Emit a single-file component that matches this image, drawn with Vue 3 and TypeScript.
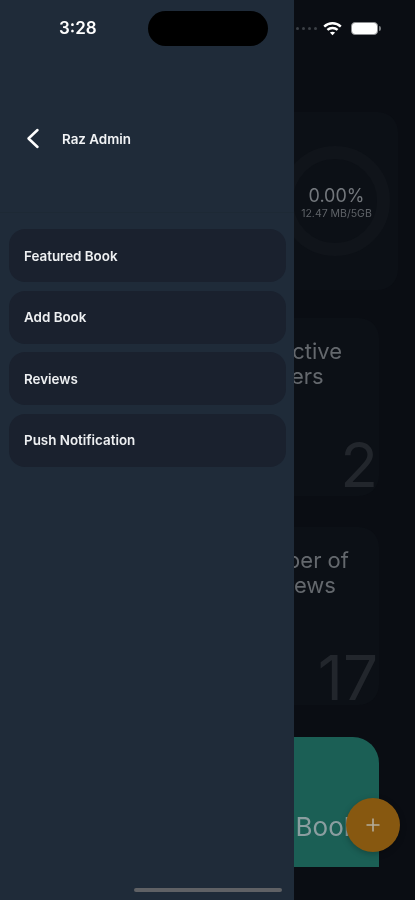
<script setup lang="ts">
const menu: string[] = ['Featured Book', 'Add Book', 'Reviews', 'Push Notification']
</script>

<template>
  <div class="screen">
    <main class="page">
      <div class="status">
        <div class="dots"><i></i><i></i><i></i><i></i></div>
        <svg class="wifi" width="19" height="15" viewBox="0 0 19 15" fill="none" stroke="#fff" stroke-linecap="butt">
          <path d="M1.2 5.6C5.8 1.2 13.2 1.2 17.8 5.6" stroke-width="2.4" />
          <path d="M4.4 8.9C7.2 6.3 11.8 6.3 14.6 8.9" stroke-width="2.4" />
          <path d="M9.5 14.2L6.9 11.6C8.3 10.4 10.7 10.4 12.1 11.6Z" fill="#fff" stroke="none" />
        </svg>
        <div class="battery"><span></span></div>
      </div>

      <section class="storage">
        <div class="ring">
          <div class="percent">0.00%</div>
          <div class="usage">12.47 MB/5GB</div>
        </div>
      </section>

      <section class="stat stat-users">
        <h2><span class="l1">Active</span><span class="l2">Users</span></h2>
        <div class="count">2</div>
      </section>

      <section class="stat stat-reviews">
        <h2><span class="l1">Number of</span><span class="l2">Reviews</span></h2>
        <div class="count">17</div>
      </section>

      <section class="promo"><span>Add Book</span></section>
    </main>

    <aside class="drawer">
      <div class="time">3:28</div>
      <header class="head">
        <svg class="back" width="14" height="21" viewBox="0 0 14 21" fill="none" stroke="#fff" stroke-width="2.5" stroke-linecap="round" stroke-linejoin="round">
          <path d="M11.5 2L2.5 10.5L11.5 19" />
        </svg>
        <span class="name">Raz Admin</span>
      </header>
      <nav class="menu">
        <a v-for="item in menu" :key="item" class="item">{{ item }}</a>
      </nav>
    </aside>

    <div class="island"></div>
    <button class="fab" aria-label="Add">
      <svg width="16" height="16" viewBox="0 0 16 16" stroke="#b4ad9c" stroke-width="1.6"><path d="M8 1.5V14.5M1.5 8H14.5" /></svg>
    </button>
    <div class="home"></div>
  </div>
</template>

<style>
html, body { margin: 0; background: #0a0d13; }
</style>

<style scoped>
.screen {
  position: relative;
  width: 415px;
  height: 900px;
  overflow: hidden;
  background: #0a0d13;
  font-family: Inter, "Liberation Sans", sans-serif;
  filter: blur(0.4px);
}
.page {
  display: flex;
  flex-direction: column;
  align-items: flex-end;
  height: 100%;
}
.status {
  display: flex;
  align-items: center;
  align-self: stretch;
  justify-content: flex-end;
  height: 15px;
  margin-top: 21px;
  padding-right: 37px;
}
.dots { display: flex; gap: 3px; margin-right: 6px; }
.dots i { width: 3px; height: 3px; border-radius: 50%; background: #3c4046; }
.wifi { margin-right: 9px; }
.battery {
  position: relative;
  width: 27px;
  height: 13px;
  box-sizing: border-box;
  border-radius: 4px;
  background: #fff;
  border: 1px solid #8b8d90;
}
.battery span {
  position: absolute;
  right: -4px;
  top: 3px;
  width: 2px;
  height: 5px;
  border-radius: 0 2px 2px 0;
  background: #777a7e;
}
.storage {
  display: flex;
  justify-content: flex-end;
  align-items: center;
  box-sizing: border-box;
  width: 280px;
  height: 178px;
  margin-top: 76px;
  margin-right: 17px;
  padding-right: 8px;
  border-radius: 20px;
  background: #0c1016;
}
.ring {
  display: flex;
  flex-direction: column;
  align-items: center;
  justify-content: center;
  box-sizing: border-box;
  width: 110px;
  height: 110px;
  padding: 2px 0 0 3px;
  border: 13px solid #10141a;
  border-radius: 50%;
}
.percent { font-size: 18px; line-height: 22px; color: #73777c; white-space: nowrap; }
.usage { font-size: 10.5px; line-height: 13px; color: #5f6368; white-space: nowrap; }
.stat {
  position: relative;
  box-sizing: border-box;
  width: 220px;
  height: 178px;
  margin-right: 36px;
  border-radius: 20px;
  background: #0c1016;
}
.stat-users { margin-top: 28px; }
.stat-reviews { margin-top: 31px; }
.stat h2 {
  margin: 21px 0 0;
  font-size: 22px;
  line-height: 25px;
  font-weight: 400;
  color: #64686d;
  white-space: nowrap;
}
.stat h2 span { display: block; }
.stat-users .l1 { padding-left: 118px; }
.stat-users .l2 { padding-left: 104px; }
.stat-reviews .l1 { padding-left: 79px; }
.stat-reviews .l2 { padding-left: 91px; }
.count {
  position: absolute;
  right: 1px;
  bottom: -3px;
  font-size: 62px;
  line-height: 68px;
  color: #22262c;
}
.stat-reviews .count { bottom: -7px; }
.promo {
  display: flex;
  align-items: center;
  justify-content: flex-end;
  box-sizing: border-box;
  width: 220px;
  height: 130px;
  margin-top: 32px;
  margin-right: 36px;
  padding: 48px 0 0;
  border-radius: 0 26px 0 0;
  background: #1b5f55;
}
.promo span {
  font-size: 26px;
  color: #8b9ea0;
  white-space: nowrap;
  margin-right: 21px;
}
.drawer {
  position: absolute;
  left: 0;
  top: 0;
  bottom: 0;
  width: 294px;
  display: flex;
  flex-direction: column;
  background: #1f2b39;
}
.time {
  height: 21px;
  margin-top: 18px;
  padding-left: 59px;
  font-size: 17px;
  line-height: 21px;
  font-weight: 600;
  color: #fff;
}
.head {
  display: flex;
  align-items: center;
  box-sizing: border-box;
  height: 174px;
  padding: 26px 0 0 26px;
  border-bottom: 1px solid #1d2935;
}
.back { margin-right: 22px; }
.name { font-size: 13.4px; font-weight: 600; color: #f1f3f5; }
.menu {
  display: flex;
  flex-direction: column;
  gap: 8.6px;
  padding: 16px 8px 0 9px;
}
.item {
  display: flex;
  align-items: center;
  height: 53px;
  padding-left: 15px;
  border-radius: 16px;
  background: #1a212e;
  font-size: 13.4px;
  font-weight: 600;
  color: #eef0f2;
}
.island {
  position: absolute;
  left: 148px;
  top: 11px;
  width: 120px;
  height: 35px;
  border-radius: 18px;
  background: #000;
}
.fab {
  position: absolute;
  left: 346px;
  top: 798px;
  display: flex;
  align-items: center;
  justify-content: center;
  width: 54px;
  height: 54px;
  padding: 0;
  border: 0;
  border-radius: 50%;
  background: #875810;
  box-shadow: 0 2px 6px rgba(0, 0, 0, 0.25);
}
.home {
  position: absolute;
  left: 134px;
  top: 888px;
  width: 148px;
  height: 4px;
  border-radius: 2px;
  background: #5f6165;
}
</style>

=====

Reproduce the material above verbatim; omit every picture.

Emit a single-file component that matches this image, drawn with Vue 3 and TypeScript.
<script setup lang="ts">
const menu: string[] = ['Featured Book', 'Add Book', 'Reviews', 'Push Notification']
</script>

<template>
  <div class="screen">
    <main class="page">
      <div class="status">
        <div class="dots"><i></i><i></i><i></i><i></i></div>
        <svg class="wifi" width="19" height="15" viewBox="0 0 19 15" fill="none" stroke="#fff" stroke-linecap="butt">
          <path d="M1.2 5.6C5.8 1.2 13.2 1.2 17.8 5.6" stroke-width="2.4" />
          <path d="M4.4 8.9C7.2 6.3 11.8 6.3 14.6 8.9" stroke-width="2.4" />
          <path d="M9.5 14.2L6.9 11.6C8.3 10.4 10.7 10.4 12.1 11.6Z" fill="#fff" stroke="none" />
        </svg>
        <div class="battery"><span></span></div>
      </div>

      <section class="storage">
        <div class="ring">
          <div class="percent">0.00%</div>
          <div class="usage">12.47 MB/5GB</div>
        </div>
      </section>

      <section class="stat stat-users">
        <h2><span class="l1">Active</span><span class="l2">Users</span></h2>
        <div class="count">2</div>
      </section>

      <section class="stat stat-reviews">
        <h2><span class="l1">Number of</span><span class="l2">Reviews</span></h2>
        <div class="count">17</div>
      </section>

      <section class="promo"><span>Add Book</span></section>
    </main>

    <aside class="drawer">
      <div class="time">3:28</div>
      <header class="head">
        <svg class="back" width="14" height="21" viewBox="0 0 14 21" fill="none" stroke="#fff" stroke-width="2.5" stroke-linecap="round" stroke-linejoin="round">
          <path d="M11.5 2L2.5 10.5L11.5 19" />
        </svg>
        <span class="name">Raz Admin</span>
      </header>
      <nav class="menu">
        <a v-for="item in menu" :key="item" class="item">{{ item }}</a>
      </nav>
    </aside>

    <div class="island"></div>
    <button class="fab" aria-label="Add">
      <svg width="16" height="16" viewBox="0 0 16 16" stroke="#b4ad9c" stroke-width="1.6"><path d="M8 1.5V14.5M1.5 8H14.5" /></svg>
    </button>
    <div class="home"></div>
  </div>
</template>

<style>
html, body { margin: 0; background: #0a0d13; }
</style>

<style scoped>
.screen {
  position: relative;
  width: 415px;
  height: 900px;
  overflow: hidden;
  background: #0a0d13;
  font-family: Inter, "Liberation Sans", sans-serif;
  filter: blur(0.4px);
}
.page {
  display: flex;
  flex-direction: column;
  align-items: flex-end;
  height: 100%;
}
.status {
  display: flex;
  align-items: center;
  align-self: stretch;
  justify-content: flex-end;
  height: 15px;
  margin-top: 21px;
  padding-right: 37px;
}
.dots { display: flex; gap: 3px; margin-right: 6px; }
.dots i { width: 3px; height: 3px; border-radius: 50%; background: #3c4046; }
.wifi { margin-right: 9px; }
.battery {
  position: relative;
  width: 27px;
  height: 13px;
  box-sizing: border-box;
  border-radius: 4px;
  background: #fff;
  border: 1px solid #8b8d90;
}
.battery span {
  position: absolute;
  right: -4px;
  top: 3px;
  width: 2px;
  height: 5px;
  border-radius: 0 2px 2px 0;
  background: #777a7e;
}
.storage {
  display: flex;
  justify-content: flex-end;
  align-items: center;
  box-sizing: border-box;
  width: 280px;
  height: 178px;
  margin-top: 76px;
  margin-right: 17px;
  padding-right: 8px;
  border-radius: 20px;
  background: #0c1016;
}
.ring {
  display: flex;
  flex-direction: column;
  align-items: center;
  justify-content: center;
  box-sizing: border-box;
  width: 110px;
  height: 110px;
  padding: 2px 0 0 3px;
  border: 13px solid #10141a;
  border-radius: 50%;
}
.percent { font-size: 18px; line-height: 22px; color: #73777c; white-space: nowrap; }
.usage { font-size: 10.5px; line-height: 13px; color: #5f6368; white-space: nowrap; }
.stat {
  position: relative;
  box-sizing: border-box;
  width: 220px;
  height: 178px;
  margin-right: 36px;
  border-radius: 20px;
  background: #0c1016;
}
.stat-users { margin-top: 28px; }
.stat-reviews { margin-top: 31px; }
.stat h2 {
  margin: 21px 0 0;
  font-size: 22px;
  line-height: 25px;
  font-weight: 400;
  color: #64686d;
  white-space: nowrap;
}
.stat h2 span { display: block; }
.stat-users .l1 { padding-left: 118px; }
.stat-users .l2 { padding-left: 104px; }
.stat-reviews .l1 { padding-left: 79px; }
.stat-reviews .l2 { padding-left: 91px; }
.count {
  position: absolute;
  right: 1px;
  bottom: -3px;
  font-size: 62px;
  line-height: 68px;
  color: #22262c;
}
.stat-reviews .count { bottom: -7px; }
.promo {
  display: flex;
  align-items: center;
  justify-content: flex-end;
  box-sizing: border-box;
  width: 220px;
  height: 130px;
  margin-top: 32px;
  margin-right: 36px;
  padding: 48px 0 0;
  border-radius: 0 26px 0 0;
  background: #1b5f55;
}
.promo span {
  font-size: 26px;
  color: #8b9ea0;
  white-space: nowrap;
  margin-right: 21px;
}
.drawer {
  position: absolute;
  left: 0;
  top: 0;
  bottom: 0;
  width: 294px;
  display: flex;
  flex-direction: column;
  background: #1f2b39;
}
.time {
  height: 21px;
  margin-top: 18px;
  padding-left: 59px;
  font-size: 17px;
  line-height: 21px;
  font-weight: 600;
  color: #fff;
}
.head {
  display: flex;
  align-items: center;
  box-sizing: border-box;
  height: 174px;
  padding: 26px 0 0 26px;
  border-bottom: 1px solid #1d2935;
}
.back { margin-right: 22px; }
.name { font-size: 13.4px; font-weight: 600; color: #f1f3f5; }
.menu {
  display: flex;
  flex-direction: column;
  gap: 8.6px;
  padding: 16px 8px 0 9px;
}
.item {
  display: flex;
  align-items: center;
  height: 53px;
  padding-left: 15px;
  border-radius: 16px;
  background: #1a212e;
  font-size: 13.4px;
  font-weight: 600;
  color: #eef0f2;
}
.island {
  position: absolute;
  left: 148px;
  top: 11px;
  width: 120px;
  height: 35px;
  border-radius: 18px;
  background: #000;
}
.fab {
  position: absolute;
  left: 346px;
  top: 798px;
  display: flex;
  align-items: center;
  justify-content: center;
  width: 54px;
  height: 54px;
  padding: 0;
  border: 0;
  border-radius: 50%;
  background: #875810;
  box-shadow: 0 2px 6px rgba(0, 0, 0, 0.25);
}
.home {
  position: absolute;
  left: 134px;
  top: 888px;
  width: 148px;
  height: 4px;
  border-radius: 2px;
  background: #5f6165;
}
</style>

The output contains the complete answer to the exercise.